I already outlined Auburn’s 2nd-half struggles of late. That’s a baffling trend considering Bigsby is healthy and that defense is loaded with experience.

What’s equally baffling is how mediocre Alabama has been in the 2nd halves of SEC games. Alabama is outscoring its SEC opponents by an average of only 6.5 points in the 2nd half. In the 3rd quarter against SEC competition, Alabama is +13 in 7 games.

Both Alabama and Auburn have lacked that killer instinct far too often for their fan bases’ liking. It’d be different if you could point to 1 specific thing, but you really can’t. It’s not like Bigsby and Brian Robinson Jr. are inferior backs behind their respective offensive lines, and it’s not like the secondaries lack the ability to break up a pass and get off the field.

Neither of these teams has been able to put together a full SEC game since the calendar turned to November. My not-so-bold guess? The winner of this game will finally change that.

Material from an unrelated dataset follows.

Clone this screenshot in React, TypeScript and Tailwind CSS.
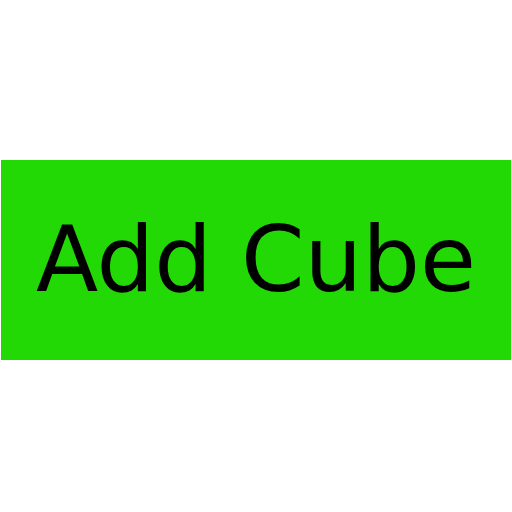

And a prediction … Alabama 38, Auburn 10

Once upon a time, I envisioned a scenario in which Auburn could make this a true 60-minute game. We’d see offensive balance, and in another hostile atmosphere, Alabama would struggle to impose its will.

But there are too many mismatches for me to envision the Tide searching for answers late in this one.

I don’t know how Anderson doesn’t get to Finley and disrupt multiple drives. I’m not sure how an Auburn pass defense that struggled to get to South Carolina’s Jason Brown is now going to figure it out against Young, who has taken his connection with Jameson Williams to a different level. I don’t see how Auburn’s 2nd-half woes correct themself against Alabama, given all that’s on the table for the Tide.

Auburn was willing to pay $23 million to make the guy with 3 victories against Saban go away. I’m not saying that was the wrong decision, but the grass isn’t always greener. Harsin’s first experience against the G.O.A.T. should be telling. Can he rally his team for a rivalry game after an embarrassing few weeks? Or will it look checked out in the 2nd half?

A new era of the Iron Bowl is set to begin. But unfortunately for Auburn, a November to forget might have 1 last knockout blow.